Two lines of thought are apparent in the views below - there are those that believe a sharp bounce will lead to a quick rise in interest rates over the coming months and certainly into next year, while another school of thought argues that it will be well into 2003 before there is any upswing in rates. As treasury centres and finance directors across Ireland must look to planning for the next 18 months, the views expressed below give a range of opinions, and their economic basis.

Among the opinions expressed there is almost unanimous agreement that the next few months are a time to review the interest rate situation. There are those who believe more strongly that the current situation is as low as the rates will go, while other believe interest rates will continue to fall.

The argument centres on whether you believe it will take time to recover from recent events or believe there will be a quick rebound in activities internationally. An example of the debate can be seen through the comments of Austin Hughes and Dermot O’Brien. Austin Hughes says ‘I think recent events both darken the immediate economic outlook and, as large interest rate cuts and looming budget support take effect they also increase the prospect of a somewhat stronger eventual rebound. He goes on to explain how a range coinciding factors may allow ‘scope for quite a sharp rise in term interest rates.’

On the other side of the fence Dermot O’Brien disagrees. He believes that ‘Even if the impact on the world economy of the attack on the US is relatively short-lived, the likelihood is that the recovery in the US and European economies next year will be mild rather than rapid. As a result it is likely that interest rates will remain low for a protracted period.’

Oliver Mangan meanwhile believes the stage is set for a global upswing in activity over the course of 2002, but he says rates will be slower to respond: ‘Rate increases in response to stronger growth in 2002 are unlikely to materialise until late in the year.
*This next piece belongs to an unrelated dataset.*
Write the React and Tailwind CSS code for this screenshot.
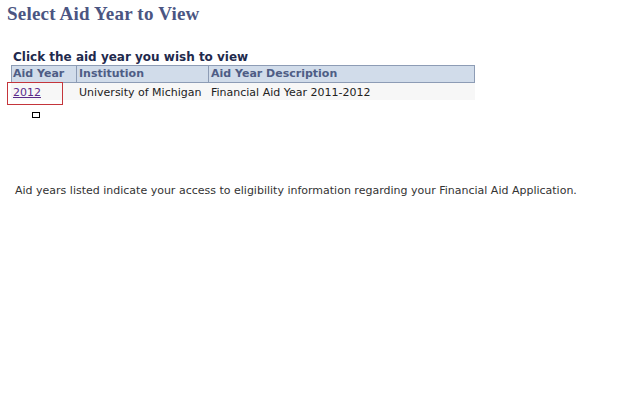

If indeed a substantial upswing in activity does get underway next year, then the key refi interest rate is likely to be increased to close on 5 per cent during 2003/ 2004.’

According to James Jordan ‘The rally, when it comes, may be from a lower base than is currently foreseen.’

Colin Hunt is actually predicting interest rates will rise before the end of the year. ‘Taking negative policy and neutral inflation factors intro consideration, I would expect to see long-term rates in both Europe and the US increasing by some 50 basis points over the course of the coming three months with a further 50 basis points in storage for the recovery in 2002.’